My water parameters have also been tested, with NO ammonia/ammonium, nitrite, and low to moderate nitrates. I have not tested for heavy metals, that would kill my Amano and cherry shrimps, but they are doing just fine. I also have a beautiful male German ram doing just fine as well. My CO2 canister just ran out, and so the pH fluctuated .3 points (from 6.2/6.4, to 6.6). I have kept a solid, slightly acidic pH for the past 3 years as I'm keeping tetras, loaches, and corys. 

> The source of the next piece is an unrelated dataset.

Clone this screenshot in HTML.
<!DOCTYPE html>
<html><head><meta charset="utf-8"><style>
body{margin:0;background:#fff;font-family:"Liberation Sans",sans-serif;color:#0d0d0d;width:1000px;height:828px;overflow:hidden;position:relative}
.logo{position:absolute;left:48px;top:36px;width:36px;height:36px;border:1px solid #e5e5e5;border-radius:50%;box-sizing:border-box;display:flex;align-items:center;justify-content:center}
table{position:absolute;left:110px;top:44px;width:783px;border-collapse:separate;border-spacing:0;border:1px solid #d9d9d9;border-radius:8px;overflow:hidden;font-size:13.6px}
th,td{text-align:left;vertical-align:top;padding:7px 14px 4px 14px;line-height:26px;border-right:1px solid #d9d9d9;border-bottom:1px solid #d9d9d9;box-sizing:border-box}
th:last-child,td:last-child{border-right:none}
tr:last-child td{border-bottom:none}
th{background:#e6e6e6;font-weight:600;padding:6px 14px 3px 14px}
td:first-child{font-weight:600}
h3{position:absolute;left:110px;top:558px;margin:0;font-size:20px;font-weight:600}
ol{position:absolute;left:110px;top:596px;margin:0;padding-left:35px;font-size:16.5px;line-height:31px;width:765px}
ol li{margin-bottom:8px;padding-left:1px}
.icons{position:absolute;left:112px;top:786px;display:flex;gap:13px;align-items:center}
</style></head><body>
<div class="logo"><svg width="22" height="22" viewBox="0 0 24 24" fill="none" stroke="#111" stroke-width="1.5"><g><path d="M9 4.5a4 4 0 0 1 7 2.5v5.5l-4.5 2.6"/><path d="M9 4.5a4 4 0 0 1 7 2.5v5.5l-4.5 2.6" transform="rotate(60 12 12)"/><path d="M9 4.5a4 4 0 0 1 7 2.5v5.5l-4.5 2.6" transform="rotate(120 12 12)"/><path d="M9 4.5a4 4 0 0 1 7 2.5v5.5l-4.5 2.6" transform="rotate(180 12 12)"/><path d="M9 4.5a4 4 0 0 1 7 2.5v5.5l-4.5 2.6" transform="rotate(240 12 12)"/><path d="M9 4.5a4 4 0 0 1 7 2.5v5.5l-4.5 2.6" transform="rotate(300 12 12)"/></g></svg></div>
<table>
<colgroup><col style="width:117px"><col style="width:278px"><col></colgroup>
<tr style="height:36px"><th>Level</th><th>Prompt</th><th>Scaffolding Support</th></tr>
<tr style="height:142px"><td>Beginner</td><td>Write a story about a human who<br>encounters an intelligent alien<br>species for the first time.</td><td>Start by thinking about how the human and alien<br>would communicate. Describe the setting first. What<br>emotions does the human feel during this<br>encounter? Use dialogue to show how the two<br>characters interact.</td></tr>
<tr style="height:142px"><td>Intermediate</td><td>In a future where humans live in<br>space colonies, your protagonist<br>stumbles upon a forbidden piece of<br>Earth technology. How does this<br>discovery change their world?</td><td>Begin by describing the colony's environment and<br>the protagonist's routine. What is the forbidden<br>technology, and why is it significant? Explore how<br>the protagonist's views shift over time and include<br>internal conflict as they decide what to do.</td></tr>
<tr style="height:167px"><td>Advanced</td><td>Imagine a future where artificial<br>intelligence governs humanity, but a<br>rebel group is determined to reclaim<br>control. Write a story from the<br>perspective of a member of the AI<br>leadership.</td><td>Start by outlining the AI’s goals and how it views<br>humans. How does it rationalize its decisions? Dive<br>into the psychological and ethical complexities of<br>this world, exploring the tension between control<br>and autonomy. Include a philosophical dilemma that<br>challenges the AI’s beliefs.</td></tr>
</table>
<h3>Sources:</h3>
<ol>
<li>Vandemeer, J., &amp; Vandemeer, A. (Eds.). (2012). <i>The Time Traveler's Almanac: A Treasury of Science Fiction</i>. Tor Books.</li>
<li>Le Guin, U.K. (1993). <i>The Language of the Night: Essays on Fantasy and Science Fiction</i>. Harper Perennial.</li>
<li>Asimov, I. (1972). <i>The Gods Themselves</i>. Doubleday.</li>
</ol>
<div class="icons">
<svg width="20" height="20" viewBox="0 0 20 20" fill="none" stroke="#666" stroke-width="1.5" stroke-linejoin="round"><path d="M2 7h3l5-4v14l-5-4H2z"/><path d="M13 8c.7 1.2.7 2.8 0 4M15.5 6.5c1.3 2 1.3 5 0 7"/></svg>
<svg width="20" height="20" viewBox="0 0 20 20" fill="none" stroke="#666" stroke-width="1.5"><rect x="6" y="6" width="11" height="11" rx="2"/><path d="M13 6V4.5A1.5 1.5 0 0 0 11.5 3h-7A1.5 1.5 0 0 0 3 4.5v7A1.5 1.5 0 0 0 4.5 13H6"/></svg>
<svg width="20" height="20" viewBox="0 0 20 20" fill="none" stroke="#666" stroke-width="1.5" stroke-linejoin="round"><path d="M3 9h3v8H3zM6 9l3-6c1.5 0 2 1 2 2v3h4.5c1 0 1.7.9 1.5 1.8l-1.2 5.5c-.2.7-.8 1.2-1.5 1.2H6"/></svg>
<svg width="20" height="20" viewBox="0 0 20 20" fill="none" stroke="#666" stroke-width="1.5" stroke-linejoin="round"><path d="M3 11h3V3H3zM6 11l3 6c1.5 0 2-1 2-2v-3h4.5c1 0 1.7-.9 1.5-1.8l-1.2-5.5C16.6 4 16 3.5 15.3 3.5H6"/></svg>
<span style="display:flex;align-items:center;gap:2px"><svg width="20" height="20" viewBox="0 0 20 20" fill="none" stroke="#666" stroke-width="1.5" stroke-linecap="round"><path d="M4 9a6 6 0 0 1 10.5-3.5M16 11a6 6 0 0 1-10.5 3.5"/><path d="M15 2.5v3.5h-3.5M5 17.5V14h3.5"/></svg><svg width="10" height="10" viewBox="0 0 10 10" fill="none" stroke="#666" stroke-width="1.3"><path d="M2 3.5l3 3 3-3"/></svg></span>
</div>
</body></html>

The only other possibility is a natural death, except a lot of my fish over the past 3 years have lived only just past 1 year, with perhaps a few cardinals and black tetras (forgot to mention above) surviving to about the 2 year mark. Has anyone kept small, Amazonian or southeast Asian freshwater fish that live a full life span according to what I've read online (most sources indicate tetras live 2 - 5 years in well maintained aquariums)???


----------



## TomC (Apr 21, 2010)

Regarding tetra lifespan, I have 15 of an original school of 20 black neons, that were bought full grown in November of 2014. They are still doing well and look healthy.


----------



## Reckon (Jul 25, 2012)

Check carefully if you see little red worms poking out from their bums. Callamanus worms may be hard to identify.


----------



## aprilsaquarium (Aug 22, 2016)

Going up in ph especially gradually shouldn't do it. Going down is harder on them. Cories and tetras can live just fine at 7.0 especially most of the ones you get at stores are bred and kept at 7.0 in the farms . Stable parameters are better than fluctuating . Try adding a bit of equilibrium and see if thst helps. If you don't have enough hardness filters can't do the nitrogen cycle . 
Plants also benefit from more
Minerals and hardness .



Sent from my iPhone using Tapatalk


----------